Material to process:
start

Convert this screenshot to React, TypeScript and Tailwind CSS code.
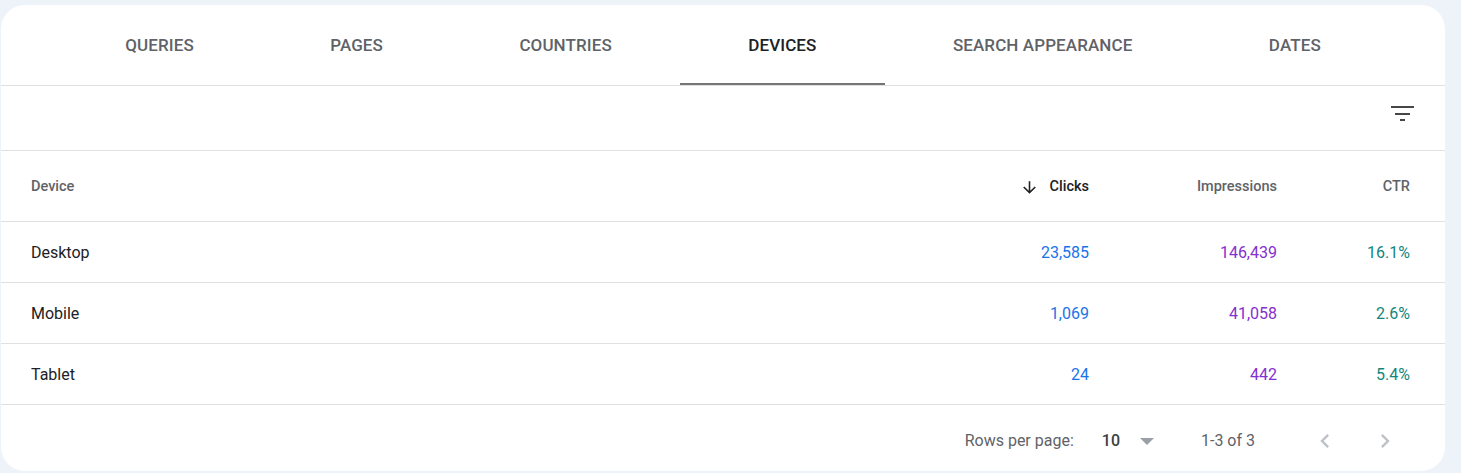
import React from "react";

const tabs = ["QUERIES", "PAGES", "COUNTRIES", "DEVICES", "SEARCH APPEARANCE", "DATES"];

const rows = [
  { d: "Desktop", c: "23,585", i: "146,439", t: "16.1%" },
  { d: "Mobile", c: "1,069", i: "41,058", t: "2.6%" },
  { d: "Tablet", c: "24", i: "442", t: "5.4%" },
];

export default function App() {
  return (
    <div
      className="min-h-screen bg-[#eef2f9] pt-[5px] pl-[1px]"
      style={{ fontFamily: "Roboto, 'Noto Sans', Arial, sans-serif" }}
    >
      <div className="w-[1444px] h-[466px] bg-white rounded-[24px] overflow-hidden flex flex-col">
        {/* Tabs */}
        <div className="h-[81px] border-b border-[#e0e0e0] px-[56px] flex shrink-0">
          {tabs.map((t) => {
            const active = t === "DEVICES";
            return (
              <div
                key={t}
                className={
                  "flex-auto relative flex items-center justify-center text-[17px] font-medium tracking-[0.1px] " +
                  (active ? "text-[#202124]" : "text-[#5f6368]")
                }
              >
                <span className="pt-[1px]">{t}</span>
                {active && <div className="absolute left-0 right-0 bottom-0 h-[2px] bg-[#757575]" />}
              </div>
            );
          })}
        </div>

        {/* Toolbar */}
        <div className="h-[65px] border-b border-[#e0e0e0] flex justify-end items-start pt-[20px] pr-[31px] shrink-0">
          <svg width="23" height="15" viewBox="0 0 23 15" className="text-[#444746]">
            <rect x="0" y="0" width="23" height="2" fill="currentColor" />
            <rect x="4" y="7" width="15" height="2" fill="currentColor" />
            <rect x="9" y="13" width="5" height="2" fill="currentColor" />
          </svg>
        </div>

        {/* Header */}
        <div className="h-[71px] border-b border-[#e0e0e0] flex items-center pt-[2px] pl-[30px] pr-[35px] text-[14.5px] font-medium text-[#5f6368] shrink-0">
          <div className="flex-1">Device</div>
          <div className="w-[160px] flex items-center justify-end gap-[11px] text-[#202124]">
            <svg width="19" height="19" viewBox="0 0 24 24" fill="currentColor">
              <path d="M20 12l-1.41-1.41L13 16.17V4h-2v12.17l-5.58-5.59L4 12l8 8 8-8z" />
            </svg>
            <span>Clicks</span>
          </div>
          <div className="w-[188px] text-right">Impressions</div>
          <div className="w-[133px] text-right">CTR</div>
        </div>

        {/* Rows */}
        {rows.map((r) => (
          <div
            key={r.d}
            className="h-[61px] border-b border-[#e0e0e0] flex items-center pt-[2px] pl-[30px] pr-[35px] text-[16px] shrink-0"
          >
            <div className="flex-1 text-[#202124]">{r.d}</div>
            <div className="w-[160px] text-right text-[#1a73e8]">{r.c}</div>
            <div className="w-[188px] text-right text-[#8430ce]">{r.i}</div>
            <div className="w-[133px] text-right text-[#12867c]">{r.t}</div>
          </div>
        ))}

        {/* Footer */}
        <div className="flex-1 flex items-center justify-end pr-[46px] text-[16px] text-[#5f6368] pt-[6px]">
          <span>Rows per page:</span>
          <span className="ml-[28px] text-[#3c4043] font-medium">10</span>
          <svg width="14" height="7" viewBox="0 0 14 7" className="ml-[20px] text-[#9aa0a6]">
            <path d="M0 0h14L7 7z" fill="currentColor" />
          </svg>
          <span className="ml-[47px]">1-3 of 3</span>
          <div className="ml-[56px] w-[28px] h-[28px] flex items-center justify-center text-[#bdc1c6]">
            <svg width="28" height="28" viewBox="0 0 24 24" fill="currentColor">
              <path d="M15.41 7.41L14 6l-6 6 6 6 1.41-1.41L10.83 12z" />
            </svg>
          </div>
          <div className="ml-[32px] w-[28px] h-[28px] flex items-center justify-center text-[#bdc1c6]">
            <svg width="28" height="28" viewBox="0 0 24 24" fill="currentColor">
              <path d="M8.59 16.59L10 18l6-6-6-6-1.41 1.41L13.17 12z" />
            </svg>
          </div>
        </div>
      </div>
    </div>
  );
}
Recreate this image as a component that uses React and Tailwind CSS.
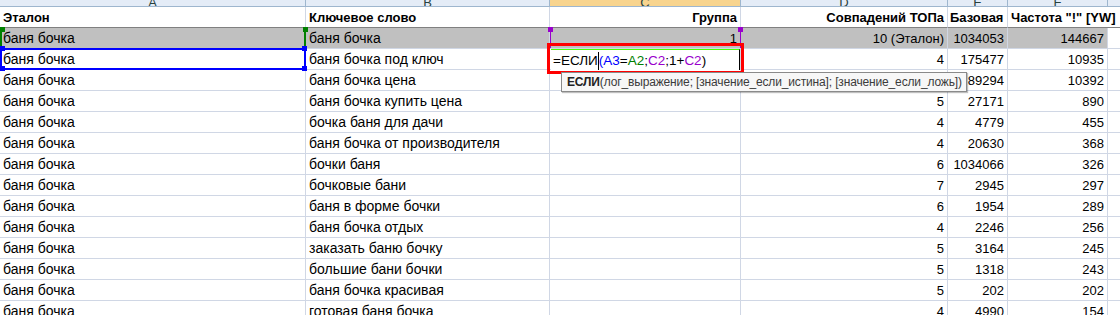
import React from "react";

const cols = [
  { key: "A", w: "w-[306px]" },
  { key: "B", w: "w-[244px]" },
  { key: "C", w: "w-[191px]" },
  { key: "D", w: "w-[207px]" },
  { key: "E", w: "w-[60px]" },
  { key: "F", w: "w-[100px]" },
  { key: "G", w: "w-[40px]" },
];

const rows = [
  ["баня бочка", "баня бочка под ключ", "", "4", "175477", "10935"],
  ["баня бочка", "баня бочка цена", "", "5", "89294", "10392"],
  ["баня бочка", "баня бочка купить цена", "", "5", "27171", "890"],
  ["баня бочка", "бочка баня для дачи", "", "4", "4779", "455"],
  ["баня бочка", "баня бочка от производителя", "", "4", "20630", "368"],
  ["баня бочка", "бочки баня", "", "6", "1034066", "326"],
  ["баня бочка", "бочковые бани", "", "7", "2945", "297"],
  ["баня бочка", "баня в форме бочки", "", "6", "1954", "289"],
  ["баня бочка", "баня бочка отдых", "", "4", "2246", "256"],
  ["баня бочка", "заказать баню бочку", "", "5", "3164", "245"],
  ["баня бочка", "большие бани бочки", "", "5", "1318", "243"],
  ["баня бочка", "баня бочка красивая", "", "5", "202", "202"],
  ["баня бочка", "готовая баня бочка", "", "4", "4990", "154"],
];

const cell =
  "h-[21px] shrink-0 border-r border-b border-[#d0d7e5] flex items-end pb-[1px] leading-[17px] overflow-hidden whitespace-nowrap";
const num = "justify-end pr-[3px] text-[13px]";

const Handle = ({ className }) => (
  <div className={`absolute w-[5px] h-[5px] ${className}`} />
);

const App = () => {
  return (
    <div
      className="relative w-[1120px] h-[315px] overflow-hidden bg-white text-[14px] text-black"
      style={{ fontFamily: '"Liberation Sans", Arial, sans-serif' }}
    >
      {/* column letters strip, mostly scrolled away */}
      <div className="flex h-[7px] border-b border-[#9eb6ce]">
        {cols.map((c) => (
          <div
            key={c.key}
            className={`${c.w} shrink-0 h-[6px] border-r border-[#9eb6ce] flex items-end justify-center overflow-hidden ${
              c.key === "C" ? "bg-[#f8d48e]" : "bg-[#e4ecf7]"
            }`}
          >
            <span className="leading-none text-[13px] text-[#27413e] -mb-[3px]">
              {c.key}
            </span>
          </div>
        ))}
      </div>

      {/* header row */}
      <div className="flex font-bold text-[13px]">
        <div className={`${cols[0].w} ${cell} pl-[3px] border-b-[#808080]`}>Эталон</div>
        <div className={`${cols[1].w} ${cell} pl-[3px] border-b-[#808080]`}>Ключевое слово</div>
        <div className={`${cols[2].w} ${cell} justify-end pr-[3px] border-b-[#808080]`}>Группа</div>
        <div className={`${cols[3].w} ${cell} justify-end pr-[3px] border-b-[#808080]`}>Совпадений ТОПа</div>
        <div className={`${cols[4].w} ${cell} pl-[2px] border-b-[#808080]`}>Базовая ч</div>
        <div className={`${cols[5].w} ${cell} pl-[3px] border-r-0 border-b-[#808080] overflow-visible z-10`}>
          Частота "!" [YW]
        </div>
        <div className={`${cols[6].w} ${cell} border-b-[#808080]`} />
      </div>

      {/* gray row 2 */}
      <div className="flex">
        <div className={`${cols[0].w} ${cell} pl-[3px] bg-[#c0c0c0]`}>баня бочка</div>
        <div className={`${cols[1].w} ${cell} pl-[3px] bg-[#c0c0c0]`}>баня бочка</div>
        <div className={`${cols[2].w} ${cell} ${num} bg-[#c0c0c0]`}>1</div>
        <div className={`${cols[3].w} ${cell} ${num} bg-[#c0c0c0]`}>10 (Эталон)</div>
        <div className={`${cols[4].w} ${cell} ${num} bg-[#c0c0c0]`}>1034053</div>
        <div className={`${cols[5].w} ${cell} ${num} bg-[#c0c0c0]`}>144667</div>
        <div className={`${cols[6].w} ${cell}`} />
      </div>

      {rows.map((r, i) => (
        <div key={i} className="flex">
          <div className={`${cols[0].w} ${cell} pl-[3px]`}>{r[0]}</div>
          <div className={`${cols[1].w} ${cell} pl-[3px]`}>{r[1]}</div>
          <div className={`${cols[2].w} ${cell} ${num}`}>{r[2]}</div>
          <div className={`${cols[3].w} ${cell} ${num}`}>{r[3]}</div>
          <div className={`${cols[4].w} ${cell} ${num}`}>{r[4]}</div>
          <div className={`${cols[5].w} ${cell} ${num}`}>{r[5]}</div>
          <div className={`${cols[6].w} ${cell}`} />
        </div>
      ))}

      {/* A2 green reference */}
      <div className="absolute left-0 top-[28px] w-[2px] h-[19px] bg-[#008000]" />
      <div className="absolute left-[304px] top-[28px] w-[2px] h-[19px] bg-[#008000]" />
      <Handle className="left-[303px] top-[27px] bg-[#008000]" />
      <Handle className="left-0 top-[27px] w-[3px] bg-[#008000]" />

      {/* A3 blue reference */}
      <div className="absolute left-0 top-[48px] w-[306px] h-[22px] border-2 border-[#0000ff]" />
      <Handle className="left-[302px] top-[46px] bg-[#0000ff]" />
      <Handle className="left-[302px] top-[66px] bg-[#0000ff]" />
      <Handle className="left-0 top-[46px] w-[3px] bg-[#0000ff]" />
      <Handle className="left-0 top-[66px] w-[3px] bg-[#0000ff]" />

      {/* C2 purple reference */}
      <div className="absolute left-[550px] top-[28px] w-px h-[20px] bg-[#9900cc]" />
      <div className="absolute left-[740px] top-[28px] w-px h-[20px] bg-[#9900cc]" />
      <Handle className="left-[548px] top-[27px] h-[4px] bg-[#9900cc]" />
      <Handle className="left-[738px] top-[27px] h-[4px] bg-[#9900cc]" />

      {/* active cell C3 being edited */}
      <div className="absolute left-[551px] top-[49px] w-[189px] h-[21px] bg-white border-t border-[#4cff00] border-r border-r-black flex items-end pb-[1px] pl-[2px] leading-[17px] text-[13.5px]">
        <span>=ЕСЛИ</span>
        <span className="w-px h-[18px] bg-black -mb-[1px]" />
        <span className="text-[#0000ff]">(A3</span>
        <span>=</span>
        <span className="text-[#008000]">A2</span>
        <span>;</span>
        <span className="text-[#9900cc]">C2</span>
        <span>;1+</span>
        <span className="text-[#9900cc]">C2</span>
        <span>)</span>
      </div>

      {/* red annotation frame */}
      <div className="absolute left-[547px] top-[43px] w-[197px] h-[31px] border-[3px] border-[#ff0000]" />

      {/* function tooltip */}
      <div className="absolute left-[561px] top-[72px] h-[20px] pr-[4px] bg-[#f7f7f7] border border-[#8a8a8a] shadow-[1px_1px_1px_rgba(0,0,0,0.25)] flex items-center pl-[5px] text-[12px] tracking-[-0.15px] text-[#3b3b3b] whitespace-nowrap">
        <span className="font-bold text-[#222]">ЕСЛИ</span>
        <span>(лог_выражение; [значение_если_истина]; [значение_если_ложь])</span>
      </div>
    </div>
  );
};

export default App;
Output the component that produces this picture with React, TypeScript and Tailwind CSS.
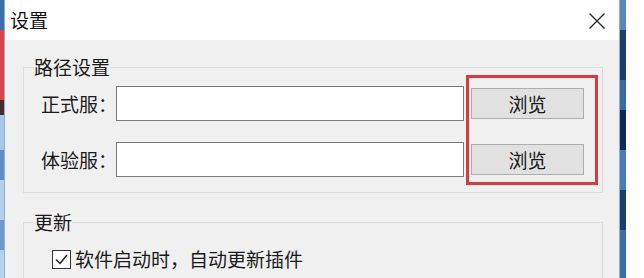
import React from "react";

const font = { fontFamily: '"Noto Sans CJK SC", "Noto Sans", sans-serif' };

function Row({ label }: { label: string }) {
  return (
    <div className="flex items-center">
      <div className="w-[75px] shrink-0 whitespace-nowrap text-[19px] leading-[22px] text-[#1a1a1a]">{label}</div>
      <div className="h-[35px] w-[348px] shrink-0 border border-[#7a7a7a] bg-white" />
      <button className="ml-[7px] flex h-[31px] w-[113px] shrink-0 items-center justify-center border border-[#adadad] bg-[#e1e1e1] text-[19px] leading-[22px] text-[#1a1a1a]">
        浏览
      </button>
    </div>
  );
}

export default function App() {
  return (
    <div className="flex h-[278px] w-[644px] overflow-hidden bg-white" style={font}>
      <div className="flex h-full w-[4px] shrink-0 flex-col">
        <div className="h-[30px] bg-[#3d6fa8]" />
        <div className="h-[70px] bg-[#d4464b]" />
        <div className="h-[15px] bg-[#4a2a2a]" />
        <div className="h-[35px] bg-[#a9c6e6]" />
        <div className="h-[30px] bg-[#5f8fc0]" />
        <div className="h-[40px] bg-[#b4cfea]" />
        <div className="h-[30px] bg-[#6d98c7]" />
        <div className="flex-1 bg-[#b7d1ec]" />
      </div>
      <div className="relative flex h-full w-[616px] shrink-0 flex-col border-x border-[#8aafd8] bg-[#f0f0f0]">
        <div className="flex h-[40px] shrink-0 items-center justify-between bg-white pl-[5px] pr-[13px]">
          <span className="text-[19px] leading-[22px] text-[#111]">设置</span>
          <svg width="18" height="18" viewBox="0 0 18 18" className="mt-[1px]">
            <path d="M1.5 1.5 L16.5 16.5 M16.5 1.5 L1.5 16.5" stroke="#2b2b2b" strokeWidth="1.4" fill="none" />
          </svg>
        </div>
        <fieldset className="ml-[18px] mr-[16px] mt-[16px] shrink-0 border border-[#dcdcdc] p-0">
          <legend className="ml-[10px] p-0 text-[19px] leading-[22px] text-[#1a1a1a]">路径设置</legend>
          <div className="flex flex-col gap-[21px] pb-[15px] pl-[17px] pt-[8px]">
            <Row label="正式服：" />
            <Row label="体验服：" />
          </div>
        </fieldset>
        <fieldset className="ml-[18px] mr-[16px] mt-[18px] shrink-0 border border-[#dcdcdc] p-0">
          <legend className="ml-[10px] p-0 text-[19px] leading-[22px] text-[#1a1a1a]">更新</legend>
          <div className="flex items-center gap-[4px] pb-[20px] pl-[28px] pt-[15px]">
            <div className="flex h-[19px] w-[19px] items-center justify-center border border-[#333] bg-white">
              <svg width="15" height="15" viewBox="0 0 15 15">
                <path d="M2 7.5 L6 11.5 L13 3" stroke="#222" strokeWidth="1.5" fill="none" />
              </svg>
            </div>
            <span className="text-[19px] leading-[22px] text-[#1a1a1a]">软件启动时，自动更新插件</span>
          </div>
        </fieldset>
        <div className="absolute left-[461px] top-[75px] h-[110px] w-[132px] border-[3px] border-[#d43c41]" />
      </div>
      <div className="flex h-full w-[6px] shrink-0 flex-col">
        <div className="h-[30px] bg-[#5b86b8]" />
        <div className="h-[50px] bg-[#1f3f6a]" />
        <div className="h-[30px] bg-[#3a6aa0]" />
        <div className="h-[40px] bg-[#0f2a50]" />
        <div className="h-[40px] bg-[#4a7db5]" />
        <div className="h-[40px] bg-[#1c3d68]" />
        <div className="flex-1 bg-[#3d6ea6]" />
      </div>
    </div>
  );
}
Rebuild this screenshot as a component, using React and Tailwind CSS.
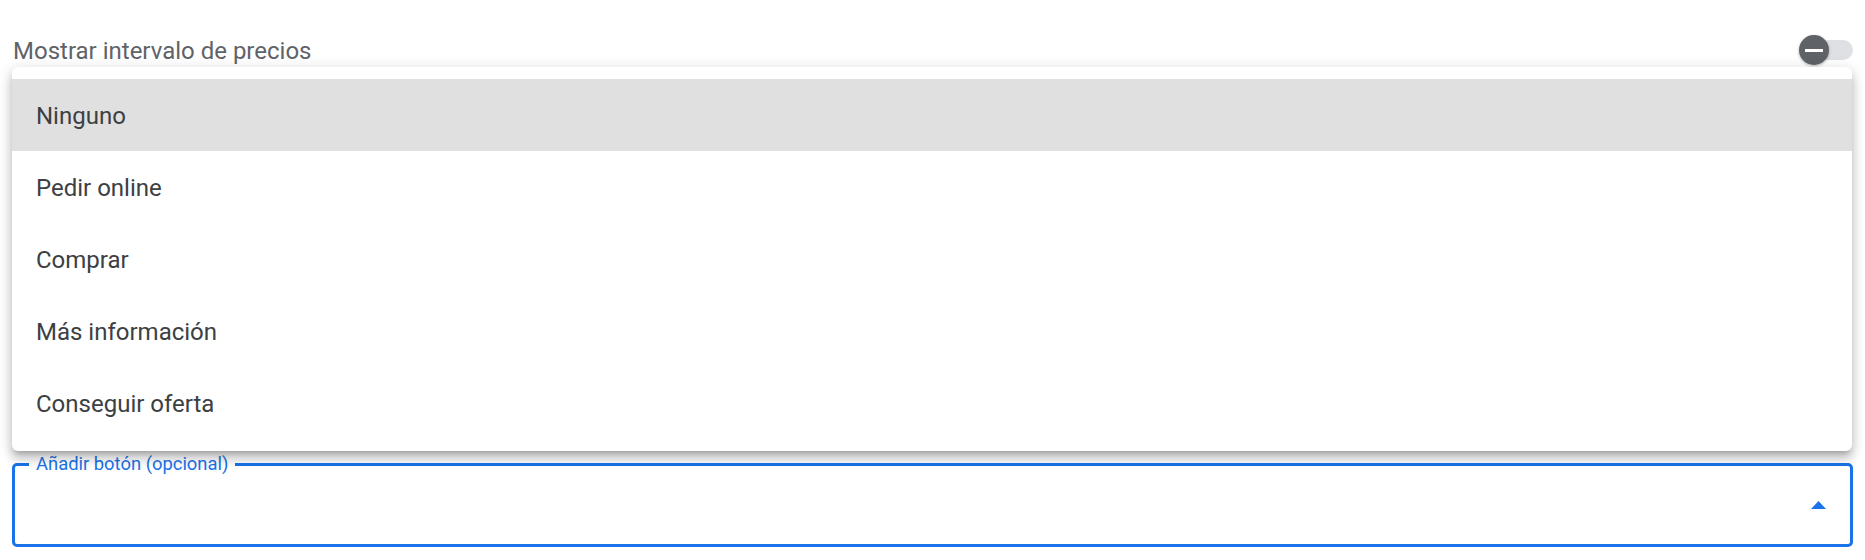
import React from "react";

const options = ["Ninguno", "Pedir online", "Comprar", "Más información", "Conseguir oferta"];

export default function App() {
  return (
    <div className="relative h-[560px] w-full overflow-hidden bg-white font-['Roboto',sans-serif]">
      {/* Price range toggle row */}
      <div className="flex items-center justify-between pl-[13px] pr-[12px] pt-[37px]">
        <span className="text-[24px] leading-[28px] text-[#5f6368]">Mostrar intervalo de precios</span>
        <div className="relative -mt-[2px] h-[20px] w-[36px] rounded-full bg-[#dfe0e4]">
          <div className="absolute left-[-18px] top-[-5px] flex h-[30px] w-[30px] items-center justify-center rounded-full bg-[#5f6368] shadow-[0_1px_3px_rgba(0,0,0,0.3)]">
            <div className="h-[3px] w-[18px] bg-white" />
          </div>
        </div>
      </div>

      {/* Button select field */}
      <div className="relative mx-[12px] mt-[398px] flex h-[84px] items-center justify-end rounded-[5px] border-[3px] border-[#1a73e8] pr-[24px]">
        <span className="absolute left-[14px] top-[-13px] bg-white px-[7px] text-[18.4px] leading-[22px] text-[#1a73e8]">
          Añadir botón (opcional)
        </span>
        <svg width="15" height="8" viewBox="0 0 15 8">
          <path d="M0 8 L7.5 0 L15 8 Z" fill="#1a73e8" />
        </svg>
      </div>

      {/* Open dropdown menu */}
      <div className="absolute left-[12px] right-[13px] top-[67px] rounded-[6px] bg-white py-[12px] shadow-[0_5px_5px_-3px_rgba(0,0,0,0.2),0_8px_10px_1px_rgba(0,0,0,0.14),0_3px_14px_2px_rgba(0,0,0,0.12)]">
        {options.map((o, i) => (
          <div
            key={o}
            className={
              "flex h-[72px] items-center pl-[24px] pt-[2px] text-[24px] text-[#3c4043] " +
              (i === 0 ? "bg-[#e0e0e0]" : "")
            }
          >
            {o}
          </div>
        ))}
      </div>
    </div>
  );
}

end

Problem details: Copy out every line with the word "component".

Answer to this problem:
Recreate this image as a component that uses React and Tailwind CSS.
Output the component that produces this picture with React, TypeScript and Tailwind CSS.
Rebuild this screenshot as a component, using React and Tailwind CSS.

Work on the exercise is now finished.